Liverpool Bay Area CCS Project: Integrated Reservoir Study for a Successful CO₂ Storage Planning

Eni's portfolio in the UK contains several late-life assets with potential suitability for Carbon Capture and the Liverpool Bay Area Carbon Capture and Storage (LBA CCS) project aims at developing a decarbonisation hub on the North-western coast of England and Wales. Three depleted fields have been identified and selected as storage sites. A full workflow has been developed, starting from the 3D-reservoir simulation models, coupled to assess the plume evolution within the base case scenario storage (lasting for 25 years). The results provide the basis for the Flow Assurance studies to determine fluid behaviour within the injection string and support the equipment design. Based on the reservoir simulation outcomes, Cap Rock integrity study and Thermal Induced Fracture occurrence have been studied, showing no major limitation for both the reservoir sandstone and the associated over-burdens. Geochemical simulations, accounting forwater vaporization and CO₂-brine-rock interactions, show limited reactivity with a negligible impact on near wellbore petrophysics (e.g. porosity) thus preserving the injectivity.

CCS projects have stepped onto the stage in the last decades as one of the most promising technique to contain CO₂ atmospheric emission. The selection of storage candidates has looked for deep saline formation (i.e. aquifer) to secure the storage of high quantities of carbon dioxide due to their large storage capacities (Sleipner). Nevertheless, depleted gas reservoirs have the potential to become a much more viable alternative, albeit a lower storage capacity. Their strength lies within the major advantages coming, mainly, from their primary exploitation phase: extended geological characterization, knowledge of reservoir dynamics, acquaintance of seal presence and characterization, together with existing infrastructure that can be re-used or re-purposed for CO₂ injection [1].

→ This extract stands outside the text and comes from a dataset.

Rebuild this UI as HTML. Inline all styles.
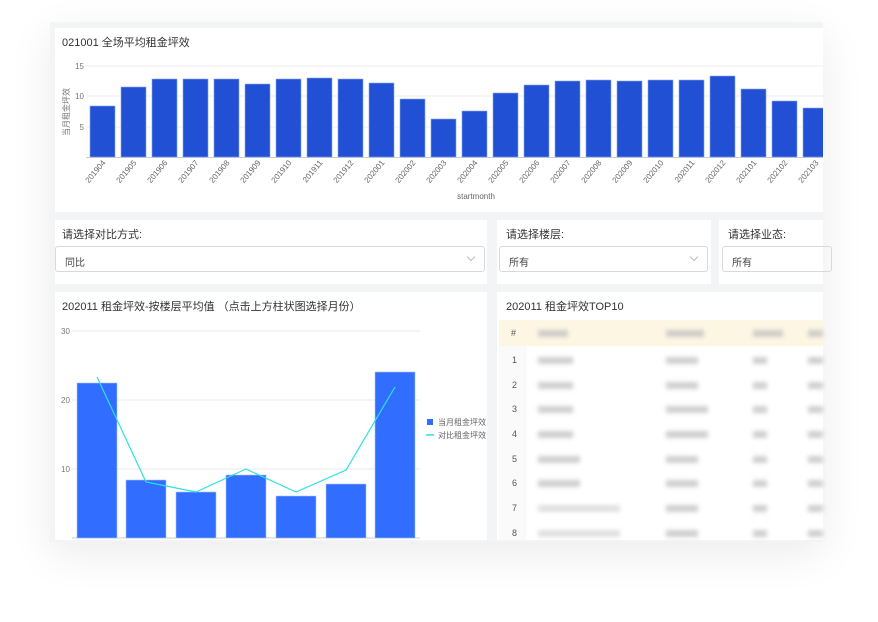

Within the framework of the UK decarbonization program, three hydrocarbon fields have been investigated for the purpose of the CO₂ storage. Those three reservoirs are approaching the end of their production life after 20+ years of continuous exploitation. From a petrophysical standpoint, the three sites lie within the same sandstone, characterized by medium to high porosities (14% to 19% on average) as well as high average permeabilities (from 400 to 2000 mD on average). Reservoir pressure is very low at present date, with foreseen values within the 5 to 10 bar range at their abandonment date: it's worth noticing that, being those reservoir shallow (between 720 and 1000 m TVDSS) their associated temperature T_Res is low and proximal to the Critical Temperature T_C of the Carbon Dioxide (31.1 °C) as Tab. 1 shows.